Tax season is in full swing. In Georgia and across the country individuals, couples and families are gathering W-2s, 1099s and other tax documents to make sure everything's in line for the IRS by April's tax filing deadline.
In general child support is not taxed. The person receiving the child support payments for the support of minor children does not have to claim that amount as income for tax purposes. The person paying child support may not claim a deduction for any amounts paid either.
Alimony, or spousal support, is different. Any amounts received for court-ordered alimony are taxable as income to the recipient. He or she must report the amount received and may owe taxes on that sum. The person who paid alimony pursuant to a court order is entitled to a deduction on his or her tax return for the amount of spousal support paid.
Exemptions for Dependents
The custodial parent, or the parent with whom the child spends more than 50 percent of the time, is generally entitled to the dependency exemption.

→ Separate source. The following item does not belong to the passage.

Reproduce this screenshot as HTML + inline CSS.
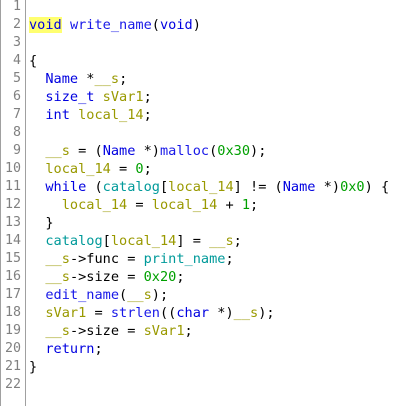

Both parents cannot claim the same child for purposes of the dependency exemption.
It is possible, however, for the non-custodial parent to claim a dependency exemption. When working on your child custody and support agreement, your Georgia child support attorney can discuss what rights the non-custodial parent has to dependency exemptions and whether the agreement should specify who claims the exemption. If a non-custodial parent is claiming a dependency exemption, he or she may need to include IRS Form 8332 (Release of Claim to Exemption for Child of Divorce or Divorced Parents) when filing his or her taxes.
Along with the exemption for dependents, you may be entitled to various other tax incentives, including a child tax credit, a child care credit, an earned income credit, and even education tax credits.